— START —

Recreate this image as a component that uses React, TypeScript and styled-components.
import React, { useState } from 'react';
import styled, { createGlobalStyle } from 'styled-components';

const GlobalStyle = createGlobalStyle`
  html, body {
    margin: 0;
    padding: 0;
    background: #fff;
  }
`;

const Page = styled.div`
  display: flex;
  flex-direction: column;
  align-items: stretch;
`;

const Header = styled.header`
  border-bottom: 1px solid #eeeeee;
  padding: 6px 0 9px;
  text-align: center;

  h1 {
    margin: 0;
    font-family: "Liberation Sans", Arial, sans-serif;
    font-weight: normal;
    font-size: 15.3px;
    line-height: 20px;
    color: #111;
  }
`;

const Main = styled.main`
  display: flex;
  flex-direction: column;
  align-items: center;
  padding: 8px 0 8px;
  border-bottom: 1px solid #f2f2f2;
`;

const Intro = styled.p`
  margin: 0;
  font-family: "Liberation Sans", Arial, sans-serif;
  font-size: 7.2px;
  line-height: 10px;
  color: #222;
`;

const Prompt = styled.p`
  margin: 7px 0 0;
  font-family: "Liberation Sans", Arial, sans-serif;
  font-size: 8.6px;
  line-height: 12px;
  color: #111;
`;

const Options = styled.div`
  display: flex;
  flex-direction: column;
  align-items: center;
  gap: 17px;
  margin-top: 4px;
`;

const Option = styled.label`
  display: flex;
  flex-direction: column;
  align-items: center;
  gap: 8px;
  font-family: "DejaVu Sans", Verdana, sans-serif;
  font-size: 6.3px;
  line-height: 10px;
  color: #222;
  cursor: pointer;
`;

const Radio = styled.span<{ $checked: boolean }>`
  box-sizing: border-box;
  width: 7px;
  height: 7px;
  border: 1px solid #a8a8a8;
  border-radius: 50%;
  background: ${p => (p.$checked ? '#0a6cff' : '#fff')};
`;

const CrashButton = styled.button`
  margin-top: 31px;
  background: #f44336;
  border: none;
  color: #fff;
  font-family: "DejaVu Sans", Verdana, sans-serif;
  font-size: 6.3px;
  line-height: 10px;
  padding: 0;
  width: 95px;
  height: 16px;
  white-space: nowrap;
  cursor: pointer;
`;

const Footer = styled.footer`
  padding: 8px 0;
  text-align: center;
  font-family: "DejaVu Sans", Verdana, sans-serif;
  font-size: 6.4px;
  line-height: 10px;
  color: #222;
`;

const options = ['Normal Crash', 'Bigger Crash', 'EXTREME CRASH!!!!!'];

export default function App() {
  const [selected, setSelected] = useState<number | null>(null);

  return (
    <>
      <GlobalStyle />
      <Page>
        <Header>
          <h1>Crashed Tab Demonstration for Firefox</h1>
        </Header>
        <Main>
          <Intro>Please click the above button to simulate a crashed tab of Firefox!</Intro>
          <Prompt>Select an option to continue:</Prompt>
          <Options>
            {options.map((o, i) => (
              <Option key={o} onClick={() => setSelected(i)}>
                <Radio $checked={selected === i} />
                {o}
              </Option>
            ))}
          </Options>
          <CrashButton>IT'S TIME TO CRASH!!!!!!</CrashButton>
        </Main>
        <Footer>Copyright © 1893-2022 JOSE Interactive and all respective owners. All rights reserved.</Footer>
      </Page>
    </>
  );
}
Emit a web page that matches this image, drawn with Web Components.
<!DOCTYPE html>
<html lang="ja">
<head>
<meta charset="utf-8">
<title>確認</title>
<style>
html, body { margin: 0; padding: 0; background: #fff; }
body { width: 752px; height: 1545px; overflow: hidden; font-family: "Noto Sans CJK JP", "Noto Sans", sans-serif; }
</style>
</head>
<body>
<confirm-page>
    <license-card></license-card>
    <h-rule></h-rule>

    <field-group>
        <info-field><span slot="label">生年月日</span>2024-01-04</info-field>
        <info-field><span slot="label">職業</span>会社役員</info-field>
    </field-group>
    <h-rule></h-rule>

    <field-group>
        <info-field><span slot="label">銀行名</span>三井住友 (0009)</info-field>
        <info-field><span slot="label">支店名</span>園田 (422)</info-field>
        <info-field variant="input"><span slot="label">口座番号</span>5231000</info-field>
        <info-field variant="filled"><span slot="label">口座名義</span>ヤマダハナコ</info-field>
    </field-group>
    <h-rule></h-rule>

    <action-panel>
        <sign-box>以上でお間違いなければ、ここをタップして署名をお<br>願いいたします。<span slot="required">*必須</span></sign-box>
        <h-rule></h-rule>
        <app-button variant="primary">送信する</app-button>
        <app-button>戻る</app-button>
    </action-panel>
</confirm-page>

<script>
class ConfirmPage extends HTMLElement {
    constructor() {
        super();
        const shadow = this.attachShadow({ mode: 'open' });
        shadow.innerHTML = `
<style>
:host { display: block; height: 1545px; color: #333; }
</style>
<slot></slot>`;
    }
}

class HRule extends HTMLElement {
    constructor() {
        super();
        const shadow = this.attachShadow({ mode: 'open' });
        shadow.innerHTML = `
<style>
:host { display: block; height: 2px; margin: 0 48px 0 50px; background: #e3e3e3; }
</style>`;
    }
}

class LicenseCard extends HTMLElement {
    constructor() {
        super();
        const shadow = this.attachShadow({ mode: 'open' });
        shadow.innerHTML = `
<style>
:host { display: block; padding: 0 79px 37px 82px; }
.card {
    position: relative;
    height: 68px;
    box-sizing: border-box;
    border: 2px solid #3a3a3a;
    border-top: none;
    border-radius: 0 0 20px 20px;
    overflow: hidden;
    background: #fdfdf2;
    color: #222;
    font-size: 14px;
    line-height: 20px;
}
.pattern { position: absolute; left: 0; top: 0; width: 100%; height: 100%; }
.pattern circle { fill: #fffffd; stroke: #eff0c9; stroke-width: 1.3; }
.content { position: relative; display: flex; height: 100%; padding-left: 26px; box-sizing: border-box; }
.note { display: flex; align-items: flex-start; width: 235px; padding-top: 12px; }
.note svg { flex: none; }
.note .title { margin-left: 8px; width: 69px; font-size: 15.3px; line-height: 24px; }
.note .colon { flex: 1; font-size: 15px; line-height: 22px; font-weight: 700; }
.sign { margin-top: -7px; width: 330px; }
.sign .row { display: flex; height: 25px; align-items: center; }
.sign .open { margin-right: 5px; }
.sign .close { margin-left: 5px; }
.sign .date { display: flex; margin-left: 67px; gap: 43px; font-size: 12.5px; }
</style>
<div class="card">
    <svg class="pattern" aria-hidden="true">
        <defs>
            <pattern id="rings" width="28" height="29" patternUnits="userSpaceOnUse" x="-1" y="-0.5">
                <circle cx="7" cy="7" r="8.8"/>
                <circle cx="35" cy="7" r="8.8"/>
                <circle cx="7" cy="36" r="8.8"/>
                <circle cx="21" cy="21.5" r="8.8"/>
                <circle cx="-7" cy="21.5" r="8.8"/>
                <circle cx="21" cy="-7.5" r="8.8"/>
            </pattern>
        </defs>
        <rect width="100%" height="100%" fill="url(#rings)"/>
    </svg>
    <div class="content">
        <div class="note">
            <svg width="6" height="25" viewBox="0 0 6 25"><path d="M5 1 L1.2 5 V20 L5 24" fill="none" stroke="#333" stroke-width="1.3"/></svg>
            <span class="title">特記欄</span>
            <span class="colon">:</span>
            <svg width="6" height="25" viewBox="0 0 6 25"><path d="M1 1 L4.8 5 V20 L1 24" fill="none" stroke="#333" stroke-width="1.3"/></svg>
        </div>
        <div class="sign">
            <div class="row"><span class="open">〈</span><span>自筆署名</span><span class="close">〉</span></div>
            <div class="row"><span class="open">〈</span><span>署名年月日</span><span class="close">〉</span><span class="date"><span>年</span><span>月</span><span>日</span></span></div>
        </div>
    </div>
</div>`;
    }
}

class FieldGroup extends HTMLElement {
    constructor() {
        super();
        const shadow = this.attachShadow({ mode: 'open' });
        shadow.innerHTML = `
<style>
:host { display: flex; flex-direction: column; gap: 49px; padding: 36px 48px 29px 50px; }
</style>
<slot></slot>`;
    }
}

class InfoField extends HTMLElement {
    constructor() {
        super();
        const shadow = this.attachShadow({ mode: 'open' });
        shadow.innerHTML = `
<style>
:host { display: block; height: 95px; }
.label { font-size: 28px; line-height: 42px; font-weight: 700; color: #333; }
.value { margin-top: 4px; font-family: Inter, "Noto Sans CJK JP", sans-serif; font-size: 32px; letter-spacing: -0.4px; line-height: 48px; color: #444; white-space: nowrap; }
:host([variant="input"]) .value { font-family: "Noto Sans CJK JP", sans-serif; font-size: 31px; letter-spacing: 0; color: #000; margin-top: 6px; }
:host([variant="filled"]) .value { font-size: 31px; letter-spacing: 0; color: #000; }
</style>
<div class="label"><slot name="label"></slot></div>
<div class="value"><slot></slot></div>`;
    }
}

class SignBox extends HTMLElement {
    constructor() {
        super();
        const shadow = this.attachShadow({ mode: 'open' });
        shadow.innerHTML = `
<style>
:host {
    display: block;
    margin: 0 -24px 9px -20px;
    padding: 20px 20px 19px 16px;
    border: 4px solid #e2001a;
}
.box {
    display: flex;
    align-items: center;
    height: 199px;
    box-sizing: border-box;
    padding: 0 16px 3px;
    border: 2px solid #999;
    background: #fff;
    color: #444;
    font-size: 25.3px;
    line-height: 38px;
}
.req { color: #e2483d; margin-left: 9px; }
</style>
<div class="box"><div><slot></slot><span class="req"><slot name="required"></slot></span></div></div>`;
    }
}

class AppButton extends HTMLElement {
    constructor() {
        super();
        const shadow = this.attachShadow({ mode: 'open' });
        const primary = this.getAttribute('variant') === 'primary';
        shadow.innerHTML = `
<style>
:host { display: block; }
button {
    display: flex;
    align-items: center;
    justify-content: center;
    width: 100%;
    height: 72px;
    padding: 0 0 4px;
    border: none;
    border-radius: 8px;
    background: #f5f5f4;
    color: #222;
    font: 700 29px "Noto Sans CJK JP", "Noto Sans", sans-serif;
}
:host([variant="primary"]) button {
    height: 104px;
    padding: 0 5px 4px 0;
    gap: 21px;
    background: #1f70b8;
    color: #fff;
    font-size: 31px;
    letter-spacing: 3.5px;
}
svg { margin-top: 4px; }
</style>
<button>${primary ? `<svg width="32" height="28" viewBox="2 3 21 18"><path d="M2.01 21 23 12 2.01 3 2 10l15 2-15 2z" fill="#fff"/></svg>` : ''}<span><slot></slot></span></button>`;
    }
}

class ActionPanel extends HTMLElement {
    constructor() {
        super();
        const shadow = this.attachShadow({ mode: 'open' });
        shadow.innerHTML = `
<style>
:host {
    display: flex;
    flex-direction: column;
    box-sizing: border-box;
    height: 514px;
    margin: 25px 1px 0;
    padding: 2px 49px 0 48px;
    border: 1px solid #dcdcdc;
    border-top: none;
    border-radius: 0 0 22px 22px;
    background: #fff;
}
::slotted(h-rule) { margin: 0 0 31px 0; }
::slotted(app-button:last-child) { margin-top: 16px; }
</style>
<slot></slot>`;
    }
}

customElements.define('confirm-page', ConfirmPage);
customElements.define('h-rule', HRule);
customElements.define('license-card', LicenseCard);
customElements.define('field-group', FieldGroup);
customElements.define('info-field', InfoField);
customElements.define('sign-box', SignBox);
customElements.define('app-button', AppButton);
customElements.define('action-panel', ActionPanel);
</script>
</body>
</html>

— END —

> GOAL OF THE EXERCISE: Go through the listing above and locate each line that holds the word "React". Copy those lines.

> FULL RESPONSE:
Recreate this image as a component that uses React, TypeScript and styled-components.
import React, { useState } from 'react';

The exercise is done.